CORA CORALINA (Goiás Velho, 20.08.1889 - Cidade de Goiás, 10.04.1985), escritora de prosa (poética) e verso (em prosa) e doceira. Cora nasceu Ana Lins dos Guimarães Peixoto Bretas: “Comecei a escrever aos 14 de idade, numa idade em que não tinha leitura, não tinha cultura e não tinha vivência. Mal tinha deixado a escola primária e escrevia o que eu chamo hoje “os meus escritinhos”. Mas eu me enchia de muita vaidade e para escrever me servia apenas do meu imaginário, nada mais. Tentei o verso, mas, enquanto a poesia esteve determinada pela rima e pela métrica, nunca consegui armar uma quadra. De modo que passei para a prosa, mas diziam em Goiás, naquele tempo, que eu escrevia a poesia em prosa e nessa ocasião procurei o meu pseudônimo porque me chamo Anna e, sendo Sant’Ana a padroeira da cidade, tinha muita Ana naquele tempo e eu tinha medo que a minha glória literária fosse atribuída a outra Ana. Procurei então, um nome que na cidade eu não tivesse xará, achei Cora. Cora só … não chegava, encontrei Coralina. Juntei os dois e hoje me identifico...”  Em sua Árvore Genealógica, Cora traz parentesco com o poeta Olavo Bilac (1865-1918), por parte do pai Francisco de Paula Lins dos Guimarães Peixoto, e com o poeta Luis do Couto (1884-1948), por parte da mãe Jacyntha Luiza do Couto Brandão.

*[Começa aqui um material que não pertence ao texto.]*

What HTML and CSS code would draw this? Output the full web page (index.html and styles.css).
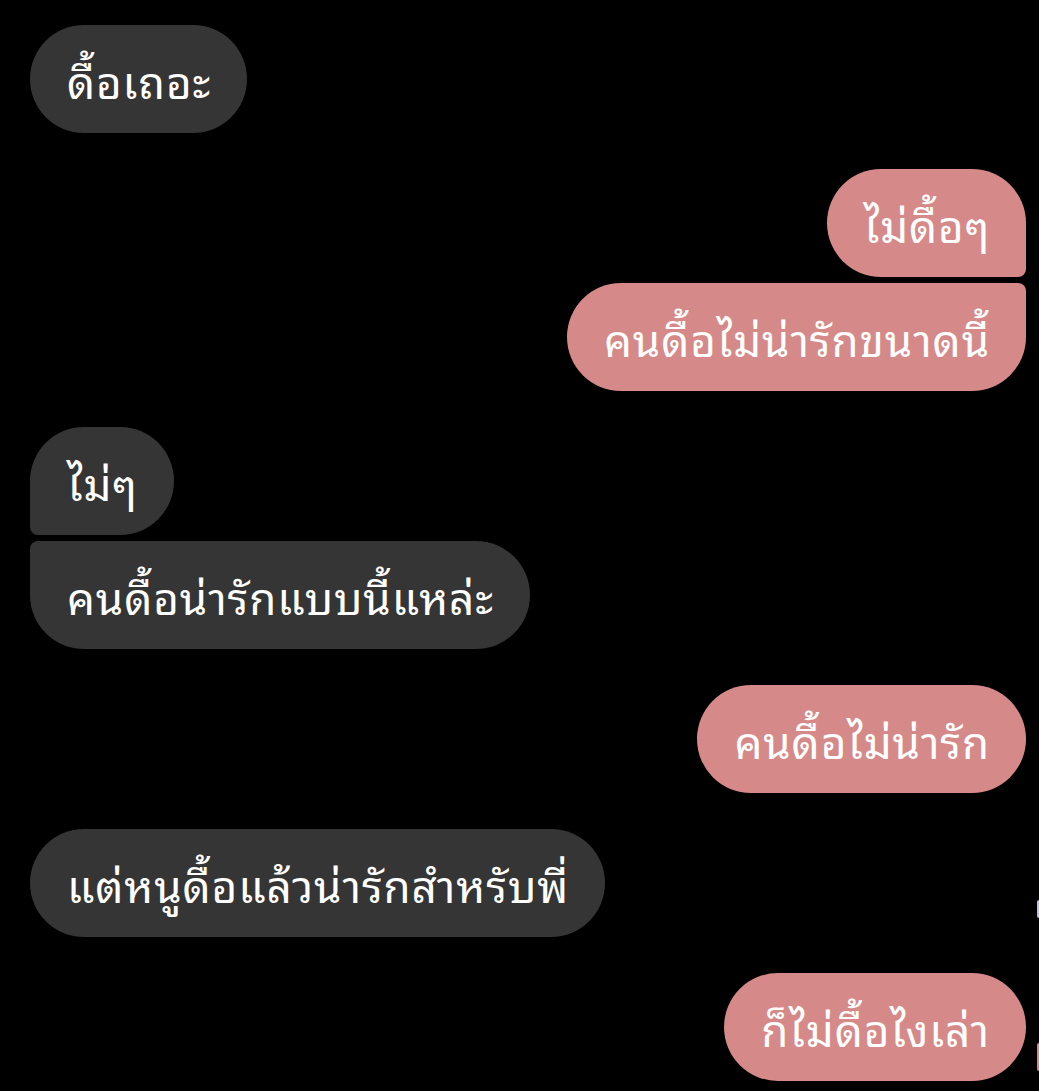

Após os inesperados elogios de Drummond e o reconhecimento nacional, Cora Coralina recebeu, em 1983, o título Doutor Honoris Causa da UFG e o Prêmio Juca Pato, da União Brasileira dos Escritores. Livros de poesia: Poemas dos Becos de Goiás e Estórias Mais (1965, 1978 e 1980); Meu Livro de Cordel (1976); Vintém de Cobre - Meias confissões de Aninha (1983). Livro de contoEstórias da Casa Velha da Ponte (1985). Livros póstumos: Meninos Verdes (infantil, 1986); Tesouro da Casa Velha (poesia, 1996); A Moeda de Ouro que o Pato Engoliu (infantil, 1999); Vila Boa de Goiás (poesia, 2001); O Prato Azul-Pombinho (infantil, 2001).